### Dataset records
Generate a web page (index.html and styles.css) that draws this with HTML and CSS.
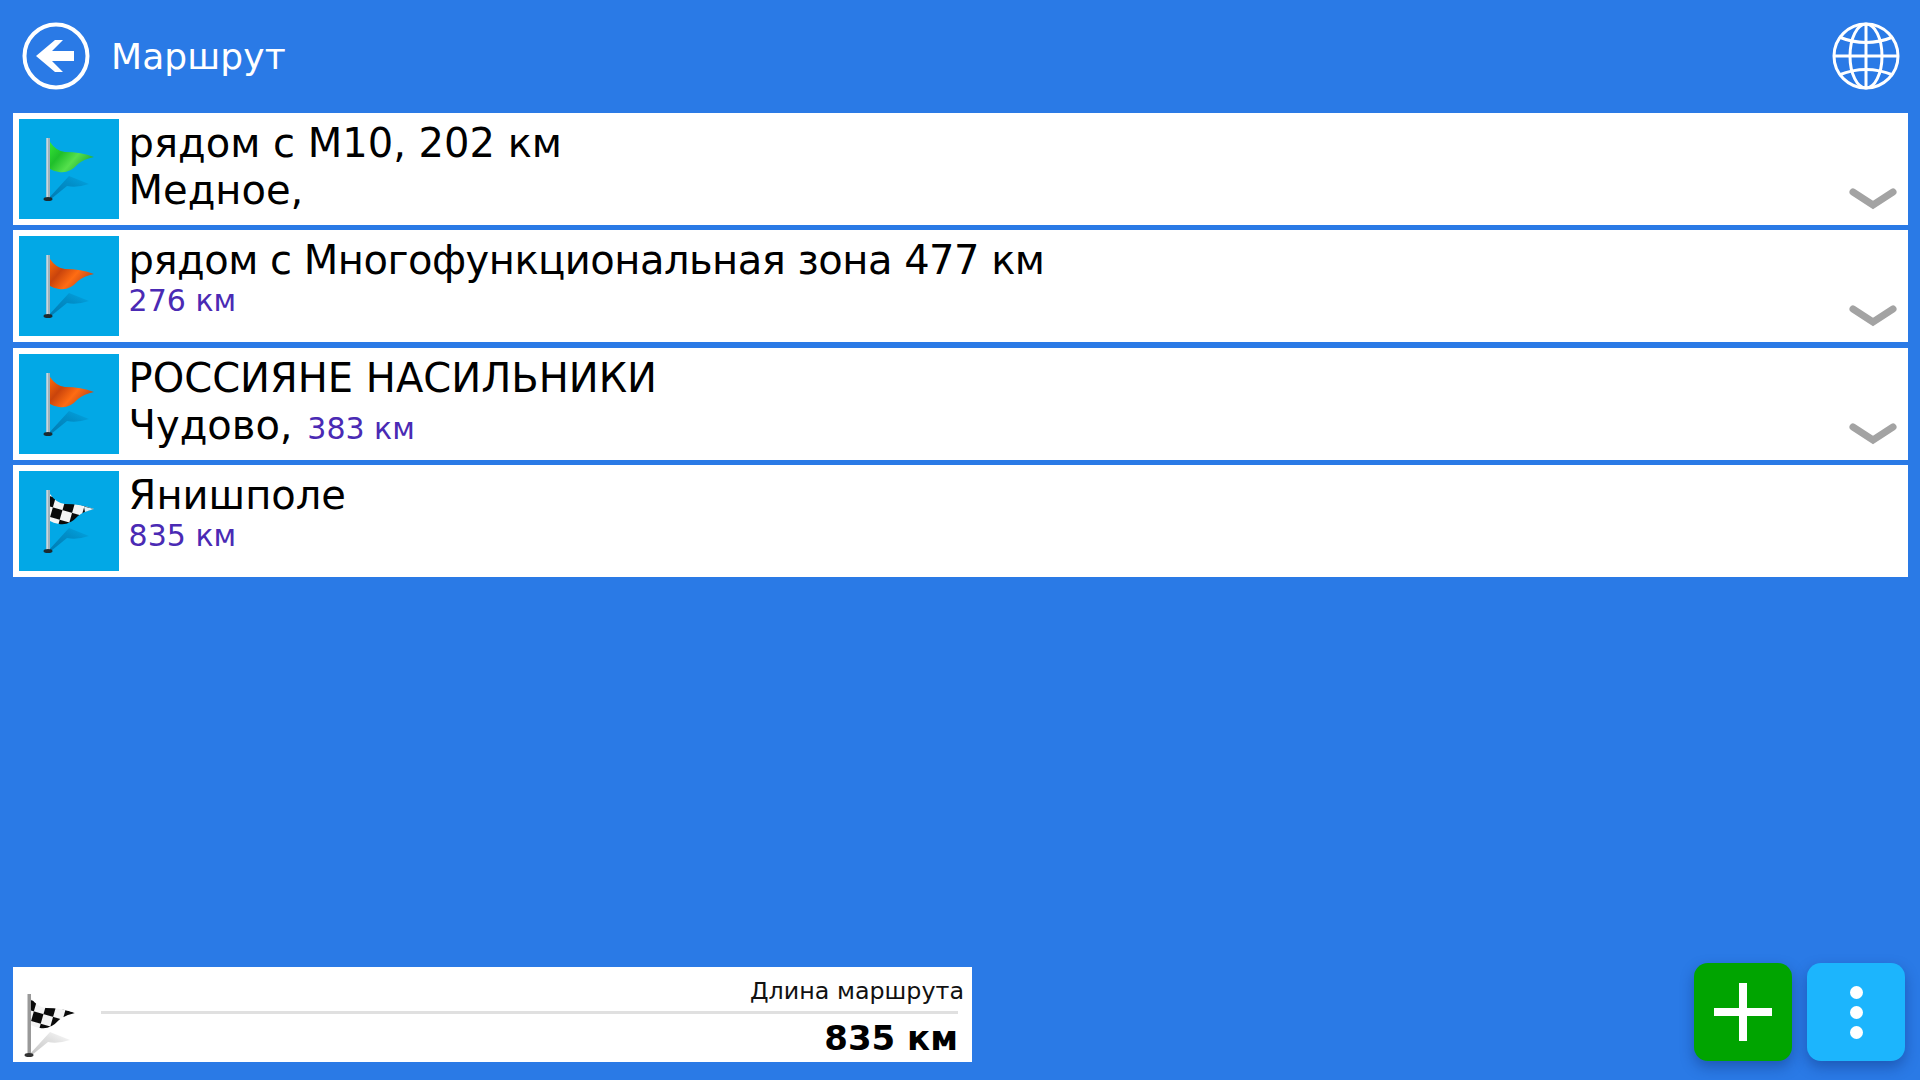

---

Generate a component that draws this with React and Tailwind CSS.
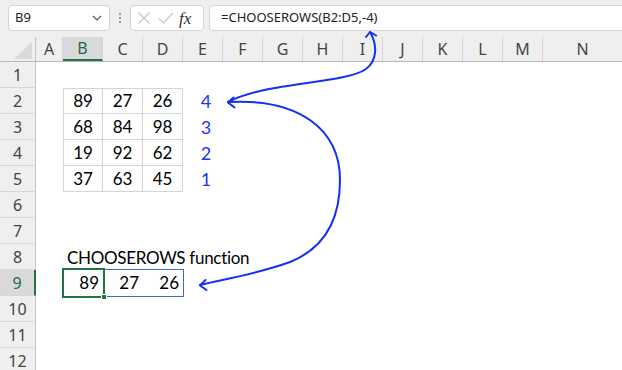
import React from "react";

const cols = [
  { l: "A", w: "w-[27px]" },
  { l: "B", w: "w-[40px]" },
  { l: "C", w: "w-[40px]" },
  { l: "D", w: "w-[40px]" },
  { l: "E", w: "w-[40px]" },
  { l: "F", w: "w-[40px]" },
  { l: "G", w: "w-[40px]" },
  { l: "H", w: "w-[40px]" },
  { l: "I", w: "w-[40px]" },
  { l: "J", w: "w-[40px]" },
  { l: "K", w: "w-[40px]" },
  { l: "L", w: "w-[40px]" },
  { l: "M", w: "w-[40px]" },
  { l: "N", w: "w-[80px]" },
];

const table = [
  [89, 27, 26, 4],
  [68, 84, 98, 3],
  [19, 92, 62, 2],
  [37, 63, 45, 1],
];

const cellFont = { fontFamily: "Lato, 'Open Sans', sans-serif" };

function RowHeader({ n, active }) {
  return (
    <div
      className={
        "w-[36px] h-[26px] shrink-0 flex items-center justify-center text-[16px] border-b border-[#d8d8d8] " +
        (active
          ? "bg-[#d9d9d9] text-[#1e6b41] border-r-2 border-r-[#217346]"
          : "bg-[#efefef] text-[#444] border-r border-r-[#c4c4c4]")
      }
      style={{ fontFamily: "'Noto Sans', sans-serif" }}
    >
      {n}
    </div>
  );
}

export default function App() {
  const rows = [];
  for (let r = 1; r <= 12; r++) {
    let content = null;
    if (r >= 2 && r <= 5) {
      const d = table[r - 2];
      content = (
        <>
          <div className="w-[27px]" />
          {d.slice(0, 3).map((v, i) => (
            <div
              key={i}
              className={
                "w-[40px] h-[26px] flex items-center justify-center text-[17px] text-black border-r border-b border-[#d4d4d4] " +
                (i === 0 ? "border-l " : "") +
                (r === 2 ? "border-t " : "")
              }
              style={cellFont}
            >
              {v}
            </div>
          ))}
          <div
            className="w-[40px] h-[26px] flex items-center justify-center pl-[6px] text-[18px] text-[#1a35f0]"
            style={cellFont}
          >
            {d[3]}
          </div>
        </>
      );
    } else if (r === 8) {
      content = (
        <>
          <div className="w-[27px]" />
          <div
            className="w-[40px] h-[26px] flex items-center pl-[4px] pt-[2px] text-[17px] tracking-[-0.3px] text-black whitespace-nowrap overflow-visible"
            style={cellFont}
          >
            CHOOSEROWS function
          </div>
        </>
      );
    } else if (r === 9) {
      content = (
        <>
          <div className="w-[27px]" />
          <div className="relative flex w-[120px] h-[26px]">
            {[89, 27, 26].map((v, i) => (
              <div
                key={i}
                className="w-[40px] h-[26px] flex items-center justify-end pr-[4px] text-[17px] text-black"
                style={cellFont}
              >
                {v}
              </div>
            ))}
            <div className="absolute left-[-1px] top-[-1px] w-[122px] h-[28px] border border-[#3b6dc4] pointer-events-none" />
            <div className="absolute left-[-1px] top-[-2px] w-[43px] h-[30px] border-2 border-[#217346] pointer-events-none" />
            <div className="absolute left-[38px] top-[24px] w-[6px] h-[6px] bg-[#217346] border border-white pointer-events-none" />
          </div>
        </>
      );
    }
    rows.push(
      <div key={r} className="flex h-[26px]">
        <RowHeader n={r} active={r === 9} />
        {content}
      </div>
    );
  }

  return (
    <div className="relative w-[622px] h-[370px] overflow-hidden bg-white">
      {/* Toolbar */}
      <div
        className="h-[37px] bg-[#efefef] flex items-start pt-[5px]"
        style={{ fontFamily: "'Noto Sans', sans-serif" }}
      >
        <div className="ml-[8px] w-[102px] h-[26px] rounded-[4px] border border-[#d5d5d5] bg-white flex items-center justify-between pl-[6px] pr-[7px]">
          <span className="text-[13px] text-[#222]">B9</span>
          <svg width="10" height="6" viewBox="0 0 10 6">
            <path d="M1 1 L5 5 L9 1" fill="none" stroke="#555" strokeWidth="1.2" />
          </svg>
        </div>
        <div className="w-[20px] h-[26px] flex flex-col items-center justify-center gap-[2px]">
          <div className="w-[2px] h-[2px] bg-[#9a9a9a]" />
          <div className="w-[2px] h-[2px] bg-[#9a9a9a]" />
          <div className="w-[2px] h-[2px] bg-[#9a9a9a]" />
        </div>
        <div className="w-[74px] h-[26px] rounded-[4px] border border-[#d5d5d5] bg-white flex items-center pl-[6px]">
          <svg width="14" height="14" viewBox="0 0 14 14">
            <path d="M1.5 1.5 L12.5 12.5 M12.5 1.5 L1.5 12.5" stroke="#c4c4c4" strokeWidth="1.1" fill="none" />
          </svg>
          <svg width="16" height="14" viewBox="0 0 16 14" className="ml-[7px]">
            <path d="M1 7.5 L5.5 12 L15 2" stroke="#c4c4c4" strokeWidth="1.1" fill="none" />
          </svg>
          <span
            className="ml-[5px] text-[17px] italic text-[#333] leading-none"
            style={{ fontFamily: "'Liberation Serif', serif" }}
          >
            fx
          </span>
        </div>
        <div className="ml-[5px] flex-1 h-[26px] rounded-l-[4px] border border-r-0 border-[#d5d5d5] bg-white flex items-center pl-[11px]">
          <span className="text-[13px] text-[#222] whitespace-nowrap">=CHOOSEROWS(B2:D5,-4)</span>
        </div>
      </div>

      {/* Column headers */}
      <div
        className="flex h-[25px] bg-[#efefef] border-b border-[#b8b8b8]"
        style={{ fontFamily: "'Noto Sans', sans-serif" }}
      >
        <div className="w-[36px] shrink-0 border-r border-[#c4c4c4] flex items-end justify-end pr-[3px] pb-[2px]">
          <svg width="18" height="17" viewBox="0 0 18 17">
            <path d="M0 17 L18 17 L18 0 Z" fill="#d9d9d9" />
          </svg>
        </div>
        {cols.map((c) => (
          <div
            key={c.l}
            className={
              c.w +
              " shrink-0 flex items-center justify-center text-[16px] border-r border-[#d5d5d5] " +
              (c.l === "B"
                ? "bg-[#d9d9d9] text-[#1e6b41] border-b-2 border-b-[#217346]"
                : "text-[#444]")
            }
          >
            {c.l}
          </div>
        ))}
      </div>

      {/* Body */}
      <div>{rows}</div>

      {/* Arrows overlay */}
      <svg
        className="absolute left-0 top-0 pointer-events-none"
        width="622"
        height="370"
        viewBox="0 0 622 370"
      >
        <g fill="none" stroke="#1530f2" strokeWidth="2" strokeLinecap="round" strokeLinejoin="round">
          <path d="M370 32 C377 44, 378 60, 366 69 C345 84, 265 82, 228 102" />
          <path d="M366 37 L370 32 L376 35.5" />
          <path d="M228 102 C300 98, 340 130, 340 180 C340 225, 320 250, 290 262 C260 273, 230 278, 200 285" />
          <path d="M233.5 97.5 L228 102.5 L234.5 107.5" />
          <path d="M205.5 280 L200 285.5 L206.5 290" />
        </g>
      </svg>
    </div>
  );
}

### Stated problem
Using the data above, print only the lines starting at the one with "Generate a component" and ending at the one with "import React from", exactly as they stand, minus the pictures.

### Exercise solution
Generate a component that draws this with React and Tailwind CSS.
import React from "react";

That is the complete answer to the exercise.